Copyright 2018 Diyar Oktay

Permission is hereby granted, free of charge, to any person obtaining a copy of this software and associated documentation files (the "Software"), to deal in the Software without restriction, including without limitation the rights to use, copy, modify, merge, publish, distribute, sublicense, and/or sell copies of the Software, and to permit persons to whom the Software is furnished to do so, subject to the following conditions:

The above copyright notice and this permission notice shall be included in all copies or substantial portions of the Software.

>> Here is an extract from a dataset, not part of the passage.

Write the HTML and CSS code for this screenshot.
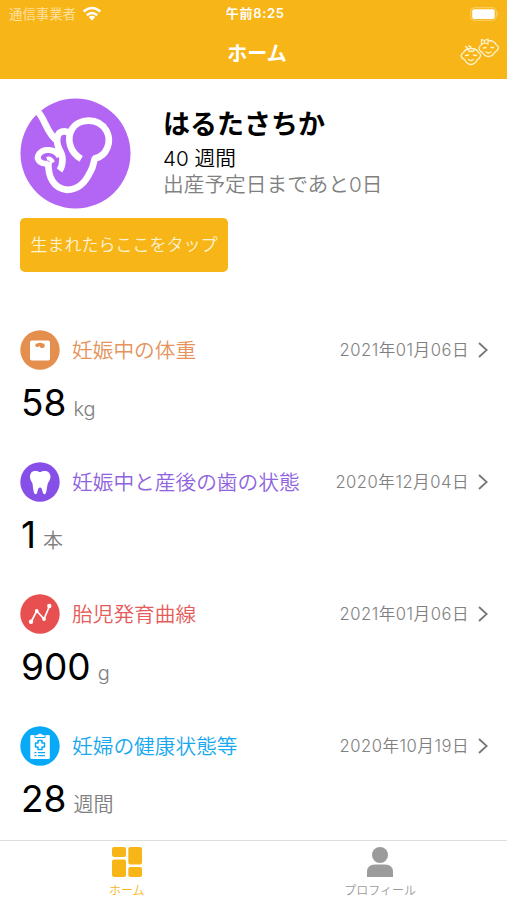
FILE: index.html
```html
<!DOCTYPE html>
<html lang="ja">
<head>
<meta charset="utf-8">
<meta name="viewport" content="width=device-width, initial-scale=1">
<title>ホーム</title>
<link rel="stylesheet" href="styles.css">
</head>
<body>
<div class="app">
  <header class="header">
    <div class="status">
      <div class="carrier"><span>通信事業者</span>
        <svg width="20" height="16" viewBox="0 0 20 16" fill="none" stroke="#fff" stroke-width="2.6"><path d="M1.6 5.6Q10-1.6 18.4 5.6M4.8 9.2Q10 4.8 15.2 9.2"/><path d="M6.7 11.1Q10 8.6 13.3 11.1L10 14.6Z" fill="#fff" stroke="none"/></svg>
      </div>
      <div class="clock">午前8:25</div>
      <svg class="battery" width="30" height="14" viewBox="0 0 30 14"><rect x=".7" y=".7" width="25.6" height="12.6" rx="3.5" fill="none" stroke="#fbd26d" stroke-width="1"/><rect x="2.2" y="2.3" width="22.5" height="9.6" rx="2" fill="#fff"/><path d="M27.5 4.8Q29.5 7 27.5 9.2Z" fill="#fbd26d"/></svg>
    </div>
    <div class="nav">
      <h1>ホーム</h1>
      <svg class="babies" width="40" height="30" viewBox="0 0 40 30" fill="none" stroke="#fff3d0" stroke-width="1.3" stroke-linecap="round" stroke-linejoin="round"><path d="M3.500 14.500Q5.500 10.500 11 10.500Q16.500 10.500 18.500 14.500Q21 16 20.500 18Q19.500 20.500 17.500 21.500Q15 26.500 11 26.500Q7 26.500 4.500 21.500Q1.500 20.500 1 18Q1 16 3.500 14.500ZM8 10.500L5.500 8.500M11 10.500Q11 8 8.700 8M8 11.500Q9 14.500 11 13Q13 14.500 14.500 11.500M5.500 17.500L8.500 17M13.500 17L16.500 17.500M8.500 21.500Q11 23.500 13.500 21.500"/><path d="M20.500 7.500Q18.500 9 19 11Q20 13.500 22 14Q24.500 18.500 28.500 18.500Q32.500 18.500 35 14Q37.500 13 38.500 10Q38.500 8 36.500 7Q34 2.500 28.500 2.500M21.500 1.500L24.500 2.500L28 1V6L24.500 5L21.500 6.500ZM24.500 2.500V5M23.500 10L26 9.500M31 9.500L33.500 9.500M26 14Q28.500 16 31 14"/></svg>
    </div>
  </header>

  <main class="content">
    <section class="profile">
      <svg class="avatar" width="111" height="111" viewBox="29.500 23.500 333 333"><circle cx="196" cy="190" r="165" fill="#b365f3"/><g fill="none" stroke="#fff" stroke-width="20" stroke-linejoin="round"><path d="M84 65C108 94 110 130 141 151"/><path d="M213 206C178 186 169 145 185 118C204 83 266 81 289 122C307 157 288 196 257 204C250 203 254 224 240 246C227 274 204 299 171 299C131 296 112 260 115 214"/><path d="M183 130C164 119 141 121 141 148C138 175 158 184 157 208Q157 228 148 241"/><path d="M148 200C136 174 99 174 87 191C76 207 88 221 112 221" stroke-width="18"/><path d="M110 206Q121 202 129 217" stroke-width="12"/></g></svg>
      <div class="who">
        <h2>はるたさちか</h2>
        <p class="weeks">40 週間</p>
        <p class="due">出産予定日まであと0日</p>
      </div>
    </section>
    <button class="born">生まれたらここをタップ</button>

    <section class="record weight">
      <div class="row">
        <svg class="icon" width="40" height="40" viewBox="0 0 40 40"><circle cx="20" cy="20" r="19.700" fill="#e58f4f"/><rect x="10" y="10.500" width="20" height="20" rx="1.800" fill="#fff"/><path d="M15 15.500Q16 12.800 20 12.800T25 15.500L23.500 18H21L19 15.800L18.500 17H16.500Z" fill="#e58f4f"/></svg>
        <h3>妊娠中の体重</h3><time>2021年01月06日</time>
        <svg class="chevron" width="10" height="16" viewBox="0 0 10 16"><path d="M1 1L8.700 8L1 15"/></svg>
      </div>
      <p class="value"><strong>58</strong><span>kg</span></p>
    </section>
    <section class="record teeth">
      <div class="row">
        <svg class="icon" width="40" height="40" viewBox="0 0 40 40"><circle cx="20" cy="20" r="19.700" fill="#864fe7"/><path d="M20 10.300C17 8.800 13 8.200 11 11C9 14 10.200 18 12.300 21C13.200 24 13 32.300 15.800 32.300C18 32.300 17 25.500 20 25.500C23 25.500 22 32.300 24.500 32.300C27 32.300 26.500 25 28 21C30.500 17.500 31.500 14 29.200 11C27 8.200 23 8.800 20 10.300Z" fill="#fff"/></svg>
        <h3>妊娠中と産後の歯の状態</h3><time>2020年12月04日</time>
        <svg class="chevron" width="10" height="16" viewBox="0 0 10 16"><path d="M1 1L8.700 8L1 15"/></svg>
      </div>
      <p class="value"><strong>1</strong><span>本</span></p>
    </section>
    <section class="record growth">
      <div class="row">
        <svg class="icon" width="40" height="40" viewBox="0 0 40 40"><circle cx="20" cy="20" r="19.700" fill="#e84f50"/><path d="M11.300 27.500L16.700 17L24 25L29.300 12.500" fill="none" stroke="#fff" stroke-width="1.700"/><g fill="#fff"><circle cx="11" cy="27.700" r="2.200"/><circle cx="16.700" cy="17" r="1.900"/><circle cx="24" cy="25" r="1.900"/><circle cx="29.300" cy="12" r="2.200"/></g></svg>
        <h3>胎児発育曲線</h3><time>2021年01月06日</time>
        <svg class="chevron" width="10" height="16" viewBox="0 0 10 16"><path d="M1 1L8.700 8L1 15"/></svg>
      </div>
      <p class="value"><strong>900</strong><span>g</span></p>
    </section>
    <section class="record health">
      <div class="row">
        <svg class="icon" width="40" height="40" viewBox="0 0 40 40"><circle cx="20" cy="20" r="19.700" fill="#08aaf8"/><rect x="10.300" y="9" width="19.500" height="24" rx="1" fill="#fff"/><path d="M15 8.500H17Q20 5.500 23 8.500H25V11.500H15Z" fill="#fff" stroke="#08aaf8"/><path d="M18 14.500H22V17H24.500V21H22V23.500H18V21H15.500V17H18Z" fill="#fff" stroke="#08aaf8" stroke-width="1.500" stroke-linejoin="round"/><path d="M14.500 26.700H16.500M18 26.700H25M14.500 29.700H16.500M18 29.700H25" stroke="#08aaf8" stroke-width="1.200"/></svg>
        <h3>妊婦の健康状態等</h3><time>2020年10月19日</time>
        <svg class="chevron" width="10" height="16" viewBox="0 0 10 16"><path d="M1 1L8.700 8L1 15"/></svg>
      </div>
      <p class="value"><strong>28</strong><span>週間</span></p>
    </section>
  </main>

  <nav class="tabs">
    <div class="tab active">
      <svg width="30" height="30" viewBox="0 0 30 30" fill="currentColor"><rect width="14" height="10" rx="2"/><rect y="12.500" width="14" height="17.500" rx="2"/><rect x="16.300" width="13.700" height="17.500" rx="2"/><rect x="16.300" y="20" width="13.700" height="10" rx="2"/></svg>
      <span>ホーム</span>
    </div>
    <div class="tab">
      <svg width="30" height="30" viewBox="0 0 30 30" fill="currentColor"><circle cx="15" cy="8" r="8"/><path d="M2 30V25Q2 17.500 10 17.500H20Q28 17.500 28 25V30Z"/></svg>
      <span>プロフィール</span>
    </div>
  </nav>
</div>
</body>
</html>
```
FILE: styles.css
```css
* { box-sizing: border-box; }
body { margin: 0; background: #fff; font-family: Inter, "Noto Sans CJK JP", sans-serif; }
h1, h2, h3, p { margin: 0; font-weight: 400; }
svg { display: block; flex: none; }
.app { width: 507px; height: 900px; display: flex; flex-direction: column; overflow: hidden; }

.header { height: 79px; flex: none; background: #f8b518; color: #fff; }
.status { height: 27px; padding: 0 7px 0 9px; display: grid; grid-template-columns: 1fr auto 1fr; align-items: center; }
.carrier { display: flex; align-items: center; gap: 6px; font-size: 13.4px; line-height: 26px; color: #fde0a0; }
.clock { margin-right: -1.5px; padding-bottom: 1px; font-size: 13px; line-height: 26px; font-weight: 600; letter-spacing: 0.7px; }
.battery { justify-self: end; }
.nav { height: 52px; padding: 0 7px; display: grid; grid-template-columns: 1fr auto 1fr; align-items: center; }
.nav h1 { grid-column: 2; padding: 1px 0 0 7px; font-size: 20px; line-height: 50px; font-weight: 700; }
.babies { justify-self: end; }

.content { flex: 1; min-height: 0; padding: 19px 18px 0 20px; }
.profile { display: flex; height: 111px; }
.avatar { margin-right: 32px; }
.who { padding-top: 8px; }
.who h2 { font-size: 27px; line-height: 38px; font-weight: 700; color: #000; }
.who p { font-size: 20.7px; line-height: 26px; }
.who .weeks { padding-top: 2px; font-weight: 350; color: #000; }
.who .due { color: #808080; font-weight: 350; }
.born { display: block; width: 208px; height: 54px; margin: 9px 0 58px; padding: 0; border: 0; border-radius: 5px; background: #f8b518; color: #fff3d4; font: 350 17px/54px Inter, "Noto Sans CJK JP", sans-serif; }

.record { height: 132px; }
.row { display: flex; align-items: center; height: 40px; }
.row h3 { flex: 1; margin-left: 12px; padding-top: 2px; font-size: 20.7px; line-height: 40px; font-weight: 350; }
.row time { font-size: 16.6px; line-height: 40px; letter-spacing: 0.5px; font-weight: 350; color: #808080; }
.chevron { margin: 0 1px 0 9px; fill: none; stroke: #777; stroke-width: 1.8; }
.value { display: flex; align-items: baseline; gap: 7px; height: 64px; line-height: 65px; padding-left: 1px; }
.value strong { font-size: 37px; font-weight: 380; color: #000; }
.value span { font-size: 20px; font-weight: 350; color: #808080; }
.weight h3 { color: #e5935c; }
.teeth h3 { color: #8f63e0; }
.growth h3 { color: #e55b5a; }
.health h3 { color: #18a8f0; }

.tabs { height: 60px; flex: none; display: flex; border-top: 1px solid #dedede; background: #fff; }
.tab { flex: 1; padding-top: 6px; display: flex; flex-direction: column; align-items: center; color: #9b9b9b; font-size: 12px; line-height: 28px; }
.tab span { font-weight: 350; height: 22px; }
.active { color: #f8b518; }
```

THE SOFTWARE IS PROVIDED "AS IS", WITHOUT WARRANTY OF ANY KIND, EXPRESS OR IMPLIED, INCLUDING BUT NOT LIMITED TO THE WARRANTIES OF MERCHANTABILITY, FITNESS FOR A PARTICULAR PURPOSE AND NONINFRINGEMENT. IN NO EVENT SHALL THE AUTHORS OR COPYRIGHT HOLDERS BE LIABLE FOR ANY CLAIM, DAMAGES OR OTHER LIABILITY, WHETHER IN AN ACTION OF CONTRACT, TORT OR OTHERWISE, ARISING FROM, OUT OF OR IN CONNECTION WITH THE SOFTWARE OR THE USE OR OTHER DEALINGS IN THE SOFTWARE.